Wednesday, 15 October 2025

The Price of Principles

There’s a grim irony in the latest row over the collapsed Chinese spying case. Kemi Badenoch is busy thundering from the sidelines, demanding to know why Starmer’s government didn’t sign a simple piece of paper declaring China a “current national security threat.” The answer, of course, is the same one that would have landed in her in-tray had she been in office – because doing so would have detonated Britain’s already fragile economy.


The CPS wanted a formal ministerial statement confirming that China was a national security threat during 2021–23 – a period when the Conservatives were still running the show. Labour, now in power, was being asked to rewrite the past, retroactively classifying a superpower as a threat for decisions made under Sunak’s watch. That’s not a legal technicality, it’s a diplomatic hand grenade with “Made in Westminster” stamped on the pin.

Had Starmer obliged, the fallout would have been immediate. Beijing would have recalled its ambassador, sent ours packing, and started playing cat’s cradle with our trade routes. Every British brand from Jaguar Land Rover to Unilever would have found its Chinese operations “under review.” Chinese students – whose fees keep half our universities afloat – would have been politely redirected to Sydney or Toronto. And all for what? To look “tough” in tomorrow’s Telegraph headline.

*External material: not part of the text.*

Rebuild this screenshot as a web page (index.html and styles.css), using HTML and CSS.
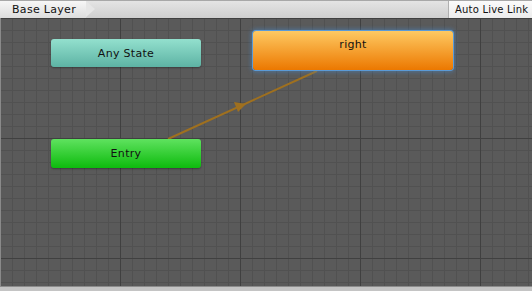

It’s theatre, not strategy. Badenoch knows full well that declaring China a hostile state would torch any chance of economic recovery. Yet she’s happy to play arsonist-in-chief, lighting rhetorical fires to distract from her own party’s fingerprints all over this mess. It was their government that hedged for years, refusing to define China’s status clearly – half-courting it for trade, half-condemning it for espionage. The result was inevitable: legal ambiguity dressed as moral outrage.

Labour, for its part, chose the cautious path – and however unsexy that may look in the headlines, it’s the only responsible one. The economy is still hanging by its fingernails after fourteen years of Tory vandalism and Brexit self-sabotage. To risk a trade war over one failed prosecution would have been the final act of national masochism.

So yes, the government could have made the statement. But in the real world, grown-ups understand that shouting “enemy” at your banker is not sound diplomacy.

Badenoch can keep firing her letters. They cost nothing, achieve nothing, and feed a base that’s more interested in outrage than outcomes. The rest of us live in the Britain her lot built – the one too indebted, too dependent, and too diminished to indulge in moral grandstanding.

Sometimes pragmatism isn’t cowardice. It’s triage.